--- Start DATA ---
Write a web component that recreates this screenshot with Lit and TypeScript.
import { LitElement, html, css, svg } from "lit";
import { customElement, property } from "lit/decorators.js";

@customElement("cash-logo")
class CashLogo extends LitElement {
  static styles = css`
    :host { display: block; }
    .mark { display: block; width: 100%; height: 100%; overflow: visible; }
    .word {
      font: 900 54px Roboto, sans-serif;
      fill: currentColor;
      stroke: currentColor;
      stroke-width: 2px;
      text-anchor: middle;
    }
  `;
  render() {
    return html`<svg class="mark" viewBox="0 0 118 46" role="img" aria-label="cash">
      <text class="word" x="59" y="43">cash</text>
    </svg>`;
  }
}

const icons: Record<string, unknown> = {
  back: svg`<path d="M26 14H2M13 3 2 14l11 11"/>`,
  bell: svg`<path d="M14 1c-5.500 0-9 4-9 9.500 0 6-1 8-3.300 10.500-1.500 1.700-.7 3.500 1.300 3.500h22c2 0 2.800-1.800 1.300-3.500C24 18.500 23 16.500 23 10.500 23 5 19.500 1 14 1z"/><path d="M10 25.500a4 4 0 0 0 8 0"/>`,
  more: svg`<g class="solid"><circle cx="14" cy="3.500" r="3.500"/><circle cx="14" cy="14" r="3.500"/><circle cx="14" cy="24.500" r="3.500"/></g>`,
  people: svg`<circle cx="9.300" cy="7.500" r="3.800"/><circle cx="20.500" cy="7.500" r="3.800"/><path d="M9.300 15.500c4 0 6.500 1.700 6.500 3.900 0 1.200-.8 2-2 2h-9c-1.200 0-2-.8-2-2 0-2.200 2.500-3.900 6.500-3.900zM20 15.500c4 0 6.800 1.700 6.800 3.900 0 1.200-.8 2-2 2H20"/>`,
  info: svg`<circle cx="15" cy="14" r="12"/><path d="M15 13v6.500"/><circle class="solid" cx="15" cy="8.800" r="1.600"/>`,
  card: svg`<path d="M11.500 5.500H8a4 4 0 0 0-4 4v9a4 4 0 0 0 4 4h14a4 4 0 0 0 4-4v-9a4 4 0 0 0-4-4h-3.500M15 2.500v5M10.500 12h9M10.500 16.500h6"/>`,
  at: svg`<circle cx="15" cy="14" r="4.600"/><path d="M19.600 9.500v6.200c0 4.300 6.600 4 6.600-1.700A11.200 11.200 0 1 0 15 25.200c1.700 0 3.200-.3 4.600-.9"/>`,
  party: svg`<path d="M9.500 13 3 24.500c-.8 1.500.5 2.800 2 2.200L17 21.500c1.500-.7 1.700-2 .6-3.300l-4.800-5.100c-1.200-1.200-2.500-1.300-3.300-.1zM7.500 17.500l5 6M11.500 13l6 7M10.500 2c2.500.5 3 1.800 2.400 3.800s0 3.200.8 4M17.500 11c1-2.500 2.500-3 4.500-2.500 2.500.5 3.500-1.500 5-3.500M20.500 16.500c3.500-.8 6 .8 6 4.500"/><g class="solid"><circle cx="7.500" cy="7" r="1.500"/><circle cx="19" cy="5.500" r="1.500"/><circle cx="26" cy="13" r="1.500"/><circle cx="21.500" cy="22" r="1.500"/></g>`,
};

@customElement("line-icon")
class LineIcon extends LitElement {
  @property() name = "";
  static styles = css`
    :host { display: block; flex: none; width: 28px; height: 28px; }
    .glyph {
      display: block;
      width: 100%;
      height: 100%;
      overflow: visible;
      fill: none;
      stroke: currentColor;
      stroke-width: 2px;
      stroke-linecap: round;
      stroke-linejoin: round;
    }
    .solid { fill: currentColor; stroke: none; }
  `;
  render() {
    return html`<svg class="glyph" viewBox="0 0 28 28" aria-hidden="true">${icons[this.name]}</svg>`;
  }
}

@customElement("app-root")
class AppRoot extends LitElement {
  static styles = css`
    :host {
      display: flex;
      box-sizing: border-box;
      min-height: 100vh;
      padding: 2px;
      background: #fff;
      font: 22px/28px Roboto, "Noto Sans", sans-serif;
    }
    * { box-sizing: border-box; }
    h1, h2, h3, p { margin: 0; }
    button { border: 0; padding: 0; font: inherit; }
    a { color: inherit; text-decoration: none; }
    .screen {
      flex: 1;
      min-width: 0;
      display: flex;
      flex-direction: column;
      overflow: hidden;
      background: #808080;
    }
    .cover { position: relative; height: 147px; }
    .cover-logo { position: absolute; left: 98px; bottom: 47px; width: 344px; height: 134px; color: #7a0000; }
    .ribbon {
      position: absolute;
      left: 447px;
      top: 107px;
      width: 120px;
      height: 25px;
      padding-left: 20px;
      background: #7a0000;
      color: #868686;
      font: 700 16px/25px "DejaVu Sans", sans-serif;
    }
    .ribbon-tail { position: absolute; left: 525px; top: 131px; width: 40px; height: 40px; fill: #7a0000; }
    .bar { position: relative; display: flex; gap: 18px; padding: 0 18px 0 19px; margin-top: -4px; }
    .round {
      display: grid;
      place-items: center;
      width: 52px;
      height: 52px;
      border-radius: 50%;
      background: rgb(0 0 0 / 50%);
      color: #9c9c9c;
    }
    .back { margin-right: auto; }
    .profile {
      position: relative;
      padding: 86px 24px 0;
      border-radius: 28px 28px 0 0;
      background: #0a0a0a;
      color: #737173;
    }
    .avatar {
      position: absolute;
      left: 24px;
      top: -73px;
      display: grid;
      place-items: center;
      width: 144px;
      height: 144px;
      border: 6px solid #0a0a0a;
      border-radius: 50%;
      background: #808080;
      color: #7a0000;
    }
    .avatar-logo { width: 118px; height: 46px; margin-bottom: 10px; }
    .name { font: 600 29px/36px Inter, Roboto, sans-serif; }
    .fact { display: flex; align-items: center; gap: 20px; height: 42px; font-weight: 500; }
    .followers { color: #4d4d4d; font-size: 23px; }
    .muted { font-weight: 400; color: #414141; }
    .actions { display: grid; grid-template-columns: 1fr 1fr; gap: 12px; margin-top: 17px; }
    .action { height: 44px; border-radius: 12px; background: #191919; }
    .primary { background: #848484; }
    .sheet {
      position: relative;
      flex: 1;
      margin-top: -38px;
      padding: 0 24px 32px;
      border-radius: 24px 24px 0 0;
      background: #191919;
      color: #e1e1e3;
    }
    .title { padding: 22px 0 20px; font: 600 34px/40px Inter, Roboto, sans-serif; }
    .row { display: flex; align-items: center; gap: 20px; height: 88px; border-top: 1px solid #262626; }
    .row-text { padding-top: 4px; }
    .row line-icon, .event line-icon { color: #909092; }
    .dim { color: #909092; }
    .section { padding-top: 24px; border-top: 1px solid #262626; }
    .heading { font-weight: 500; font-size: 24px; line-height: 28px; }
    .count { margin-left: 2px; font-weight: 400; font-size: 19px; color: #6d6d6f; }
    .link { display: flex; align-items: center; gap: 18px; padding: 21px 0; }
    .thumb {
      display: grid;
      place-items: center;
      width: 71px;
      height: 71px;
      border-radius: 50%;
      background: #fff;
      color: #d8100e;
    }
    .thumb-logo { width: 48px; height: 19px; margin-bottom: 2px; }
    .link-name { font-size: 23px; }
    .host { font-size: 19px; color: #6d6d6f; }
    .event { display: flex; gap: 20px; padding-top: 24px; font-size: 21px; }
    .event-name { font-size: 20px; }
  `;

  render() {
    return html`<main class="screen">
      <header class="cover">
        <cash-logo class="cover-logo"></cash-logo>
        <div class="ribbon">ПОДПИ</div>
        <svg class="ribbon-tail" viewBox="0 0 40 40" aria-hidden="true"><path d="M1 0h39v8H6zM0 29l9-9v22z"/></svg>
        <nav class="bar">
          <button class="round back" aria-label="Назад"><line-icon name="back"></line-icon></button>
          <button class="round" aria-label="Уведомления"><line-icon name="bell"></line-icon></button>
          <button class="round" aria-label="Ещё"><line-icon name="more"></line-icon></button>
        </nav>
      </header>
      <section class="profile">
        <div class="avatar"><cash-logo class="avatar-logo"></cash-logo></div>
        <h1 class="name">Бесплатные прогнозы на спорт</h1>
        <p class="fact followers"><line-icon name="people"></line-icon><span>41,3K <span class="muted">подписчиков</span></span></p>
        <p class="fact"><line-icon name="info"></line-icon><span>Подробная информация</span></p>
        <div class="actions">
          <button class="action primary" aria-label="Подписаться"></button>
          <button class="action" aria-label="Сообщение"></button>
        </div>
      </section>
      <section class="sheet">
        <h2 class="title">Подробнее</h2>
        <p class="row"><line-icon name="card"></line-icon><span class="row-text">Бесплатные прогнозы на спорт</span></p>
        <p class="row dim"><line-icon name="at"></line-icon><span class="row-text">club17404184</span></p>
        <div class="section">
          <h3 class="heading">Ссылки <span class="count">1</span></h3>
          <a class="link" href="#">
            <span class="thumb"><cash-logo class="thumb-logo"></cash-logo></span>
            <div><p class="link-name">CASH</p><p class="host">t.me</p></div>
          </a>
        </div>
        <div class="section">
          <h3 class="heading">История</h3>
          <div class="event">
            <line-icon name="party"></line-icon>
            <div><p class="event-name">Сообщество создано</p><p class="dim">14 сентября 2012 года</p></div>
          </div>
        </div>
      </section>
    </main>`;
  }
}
--- End DATA ---
Where does the word "this" appear? Return each line that holds it.

Write a web component that recreates this screenshot with Lit and TypeScript.
    return html`<svg class="glyph" viewBox="0 0 28 28" aria-hidden="true">${icons[this.name]}</svg>`;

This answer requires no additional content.